■ **Goal**:
Locate all lines in the data below that hold "index" and show them.

--- BEGIN ---

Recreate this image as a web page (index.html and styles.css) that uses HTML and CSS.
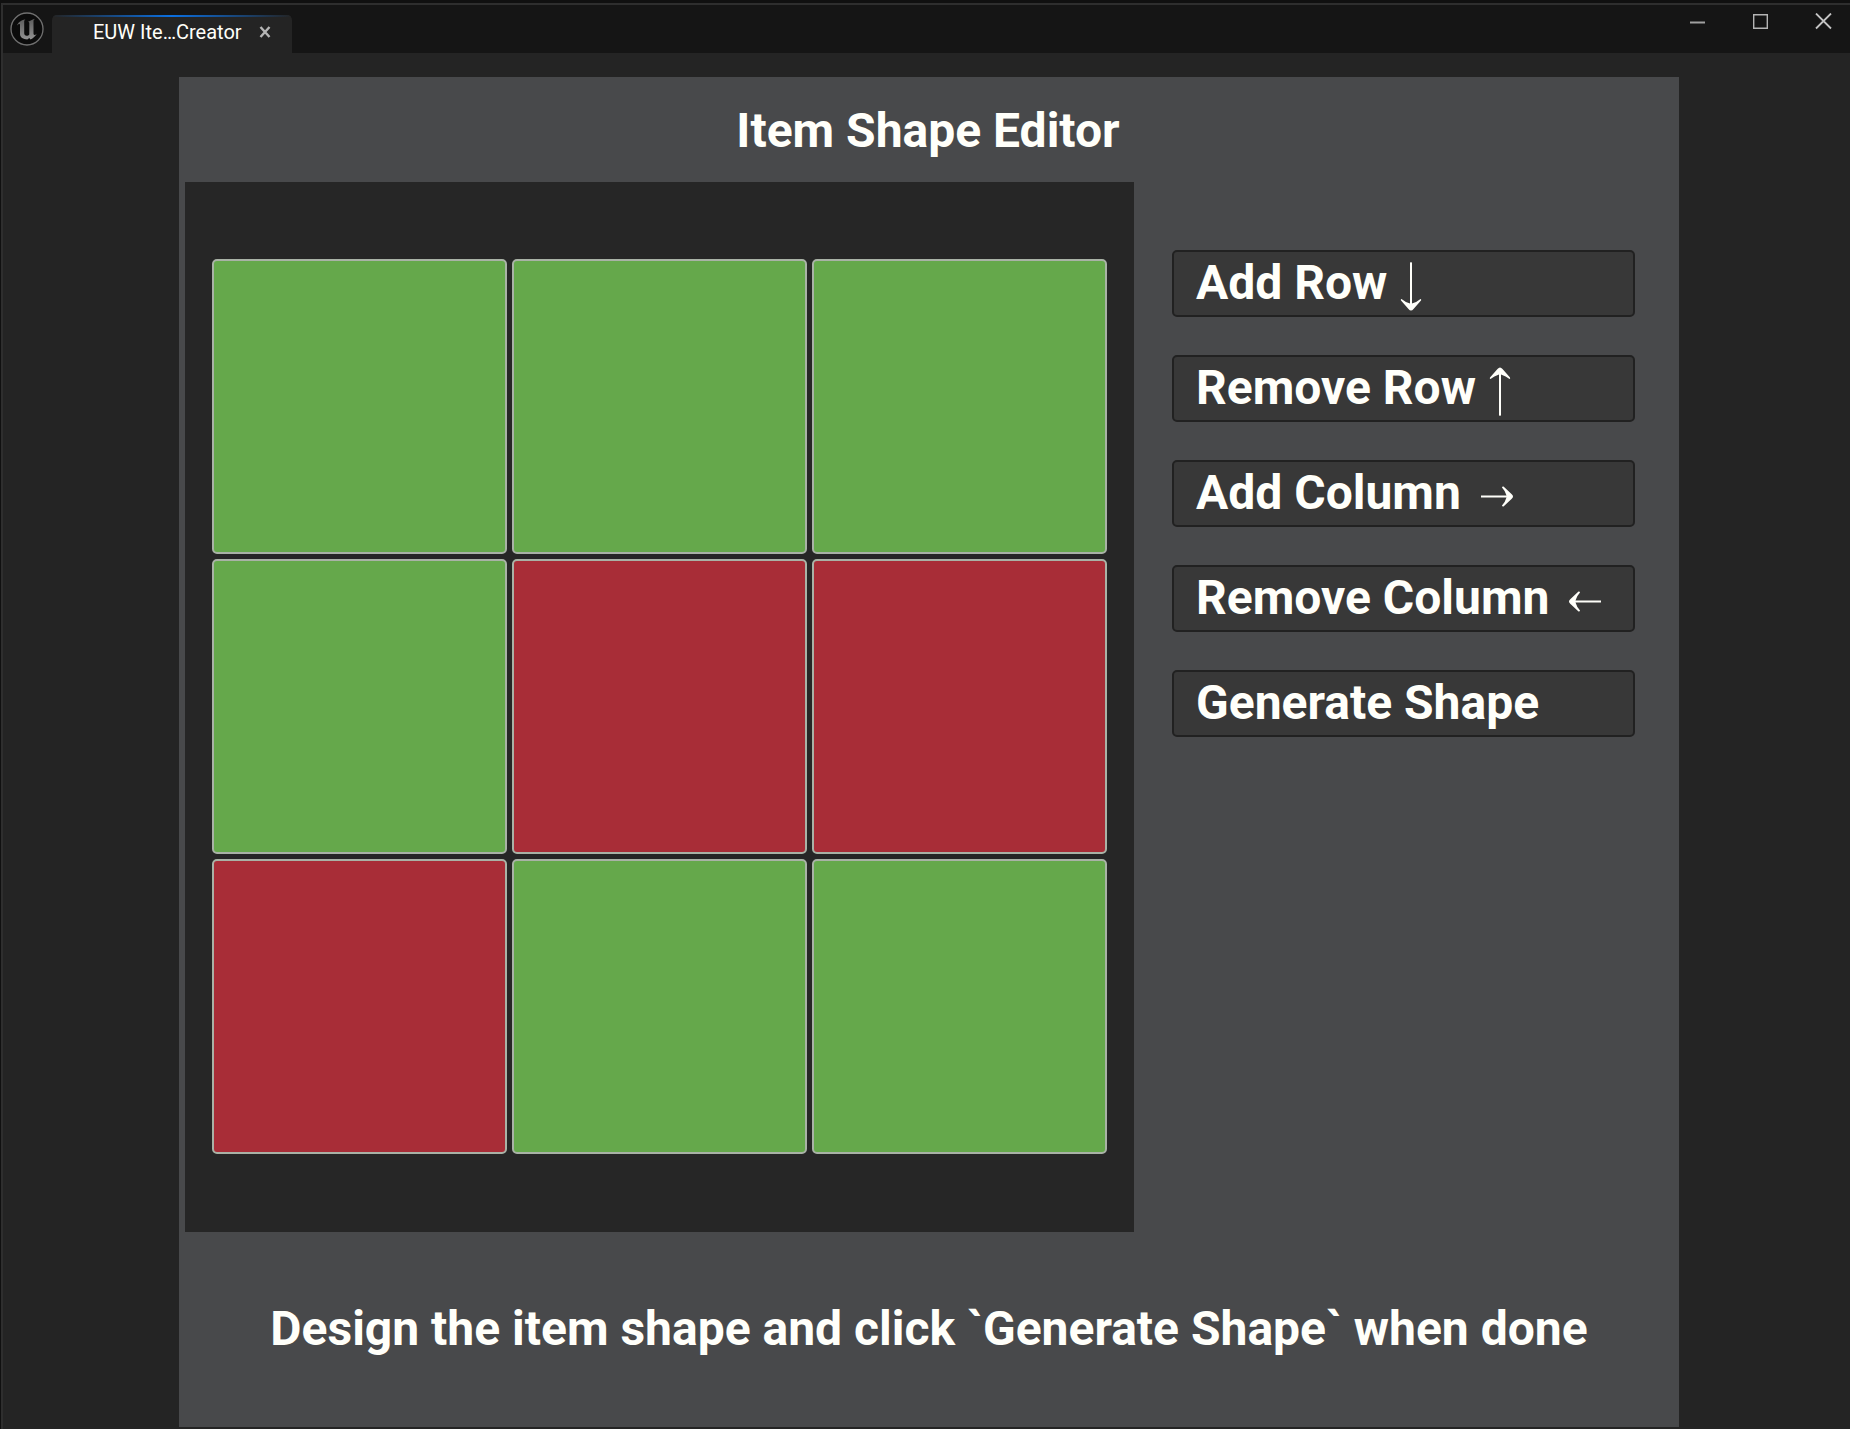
FILE: index.html
```html
<!DOCTYPE html>
<html lang="en">
<head>
<meta charset="utf-8">
<meta name="viewport" content="width=device-width, initial-scale=1">
<title>Item Shape Editor</title>
<link rel="stylesheet" href="styles.css">
</head>
<body>
<div class="window">
  <header class="titlebar">
    <svg class="logo" viewBox="0 0 36 36" aria-hidden="true">
      <defs>
        <linearGradient id="metal" x1="0" y1="0" x2="0" y2="1">
          <stop offset="0" stop-color="#5c5c5c"/>
          <stop offset="1" stop-color="#929292"/>
        </linearGradient>
      </defs>
      <circle cx="18" cy="18" r="16" fill="#0b0b0b" stroke="#707070" stroke-width="1.3"/>
      <path fill="url(#metal)" d="M8 14.500C9.200 11.500 11.500 9.500 16.500 8.200C15.500 9 15.200 9.600 15.200 10.800V22.300C15.200 23.800 16.200 24.700 17.600 24.700C18.900 24.700 19.800 24.100 20.300 23.400V12.200C20.300 11.200 19.800 10.700 18.800 10.700C20.600 10 22.700 8.800 26 7.700C24.800 8.600 24.500 9.200 24.500 10.200V22.300C24.500 23.500 24.900 24 25.500 24C26.200 24 26.900 23.600 27.800 22.800C26.500 25.400 24.200 27.300 21.500 28.400L20.300 27.100L18.300 28.500C14.300 28.300 11 26.600 11 23.100V14C11 13.200 10.700 12.900 10.200 12.900C9.500 12.900 8.800 13.500 8 14.500Z"/>
    </svg>
    <div class="tab">
      <span class="tab-label">EUW Ite…Creator</span>
      <button class="tab-close" type="button" aria-label="Close tab">
        <svg viewBox="0 0 12 12" aria-hidden="true"><path d="M1.500 1L10.500 11M10.500 1L1.500 11" stroke="#b4b4b4" stroke-width="2.400"/></svg>
      </button>
    </div>
    <div class="controls">
      <button type="button" aria-label="Minimize"><svg viewBox="0 0 17 17" aria-hidden="true"><path d="M1 9.500H16" stroke="#a0a0a0" stroke-width="2"/></svg></button>
      <button type="button" aria-label="Maximize"><svg viewBox="0 0 17 17" aria-hidden="true"><path d="M1.700 1.700H15.300V15.300H1.700Z" fill="none" stroke="#b4b4b4" stroke-width="1.400"/></svg></button>
      <button type="button" aria-label="Close"><svg viewBox="0 0 17 17" aria-hidden="true"><path d="M1 .500L16 15.500M16 .500L1 15.500" stroke="#c4c4c4" stroke-width="1.800"/></svg></button>
    </div>
  </header>
  <main class="stage">
    <section class="panel">
      <h1 class="heading">Item Shape Editor</h1>
      <div class="editor">
        <div class="board">
          <button class="cell on" type="button" aria-label="Row 1, column 1" aria-pressed="true"></button>
          <button class="cell on" type="button" aria-label="Row 1, column 2" aria-pressed="true"></button>
          <button class="cell on" type="button" aria-label="Row 1, column 3" aria-pressed="true"></button>
          <button class="cell on" type="button" aria-label="Row 2, column 1" aria-pressed="true"></button>
          <button class="cell" type="button" aria-label="Row 2, column 2" aria-pressed="false"></button>
          <button class="cell" type="button" aria-label="Row 2, column 3" aria-pressed="false"></button>
          <button class="cell" type="button" aria-label="Row 3, column 1" aria-pressed="false"></button>
          <button class="cell on" type="button" aria-label="Row 3, column 2" aria-pressed="true"></button>
          <button class="cell on" type="button" aria-label="Row 3, column 3" aria-pressed="true"></button>
        </div>
        <div class="actions">
          <button class="action" type="button">Add Row <svg class="arrow-v" viewBox="0 0 24 49" aria-hidden="true"><path d="M11 1Q12 -1 13 1V41.500Q18 40 21.500 37Q22.500 37 22 38.500L14.500 47Q12 50 9.500 47L2 38.500Q1.500 37 2.500 37Q6 40 11 41.500Z"/></svg></button>
          <button class="action" type="button">Remove Row <svg class="arrow-v" viewBox="0 0 24 49" aria-hidden="true"><path d="M11 48Q12 50 13 48V7.500Q18 9 21.500 12Q22.500 12 22 10.500L14.500 2Q12 -1 9.500 2L2 10.500Q1.500 12 2.500 12Q6 9 11 7.500Z"/></svg></button>
          <button class="action" type="button">Add Column <svg class="arrow-h" viewBox="0 0 48 21" aria-hidden="true"><path d="M8 9.500H33.500Q32 4.500 29 1.500Q29 .3 30.500 .5L38.500 8Q41.500 10.500 38.500 13L30.500 20.500Q29 20.700 29 19.500Q32 16.500 33.500 11.500H8Z"/></svg></button>
          <button class="action" type="button">Remove Column <svg class="arrow-h" viewBox="0 0 48 21" aria-hidden="true"><path d="M40 9.500H14.500Q16 4.500 19 1.500Q19 .3 17.500 .5L9.500 8Q6.500 10.500 9.500 13L17.500 20.500Q19 20.700 19 19.500Q16 16.500 14.500 11.500H40Z"/></svg></button>
          <button class="action" type="button">Generate Shape</button>
        </div>
      </div>
      <p class="hint">Design the item shape and click `Generate Shape` when done</p>
    </section>
  </main>
</div>
</body>
</html>
```

FILE: styles.css
```css
* {
  box-sizing: border-box;
}

body {
  margin: 0;
  background: #101010;
  color: #fffffa;
  font-family: Roboto, "Liberation Sans", sans-serif;
}

button {
  margin: 0;
  padding: 0;
  border: 0;
  background: none;
  color: inherit;
  font: inherit;
}

svg {
  display: block;
}

.window {
  display: flex;
  flex-direction: column;
  min-height: 100vh;
  border-top: 3px solid #101010;
  border-left: 1px solid #101010;
}

.titlebar {
  display: flex;
  align-items: flex-start;
  height: 50px;
  border-top: 2px solid #2e2e2e;
  border-left: 2px solid #2e2e2e;
  background: #151515;
}

.logo {
  width: 36px;
  height: 36px;
  margin: 6px 7px 0 6px;
}

.tab {
  position: relative;
  display: flex;
  align-items: center;
  width: 240px;
  height: 38px;
  margin-top: 10px;
  padding: 0 21px 4px 41px;
  border-radius: 5px 5px 0 0;
  background: #242424;
  overflow: hidden;
}

.tab::before {
  content: "";
  position: absolute;
  inset: 0 0 auto;
  height: 2px;
  background: linear-gradient(90deg, #242424, #0b6fe0 50%, #242424);
}

.tab-label {
  font-size: 20px;
  line-height: 24px;
  white-space: nowrap;
}

.tab-close {
  margin-left: auto;
}

.tab-close svg {
  width: 12px;
  height: 12px;
}

.controls {
  display: flex;
  gap: 46px;
  margin: 8px 18px 0 auto;
}

.controls svg {
  width: 17px;
  height: 17px;
}

.stage {
  display: flex;
  flex: 1;
  padding: 24px 171px 2px 176px;
  border-left: 2px solid #2e2e2e;
  background: #242424;
}

.panel {
  display: flex;
  flex: 1;
  flex-direction: column;
  background: #48494b;
}

.heading,
.hint {
  margin: 0;
  font-size: 48px;
  font-weight: 700;
  line-height: 56px;
  text-align: center;
}

.heading {
  padding: 26px 2px 23px 0;
}

.editor {
  display: grid;
  grid-template-columns: minmax(0, 949fr) minmax(0, 545fr);
  padding-left: 6px;
}

.board {
  display: grid;
  grid-template-columns: repeat(3, 1fr);
  gap: 5px;
  padding: 77px 27px 78px;
  background: #262626;
}

.cell {
  aspect-ratio: 1;
  border: 2px solid #a9b2a6;
  border-radius: 5px;
  background: #a82d37;
}

.cell.on {
  background: #65a84b;
}

.actions {
  display: flex;
  flex-direction: column;
  gap: 38px;
  padding: 68px 44px 0 38px;
}

.action {
  height: 67px;
  padding: 0 22px 2px;
  border: 2px solid #212121;
  border-radius: 5px;
  background: #383838;
  font-size: 48px;
  font-weight: 700;
  line-height: 56px;
  text-align: left;
  white-space: nowrap;
}

.arrow-v,
.arrow-h {
  display: inline-block;
  fill: currentColor;
}

.arrow-v {
  width: 24px;
  height: 49px;
  vertical-align: -12px;
}

.arrow-h {
  width: 48px;
  height: 21px;
  vertical-align: 2px;
}

.hint {
  margin: auto 0;
  padding-bottom: 2px;
}
```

--- END ---

■ **Written response**:
Recreate this image as a web page (index.html and styles.css) that uses HTML and CSS.
FILE: index.html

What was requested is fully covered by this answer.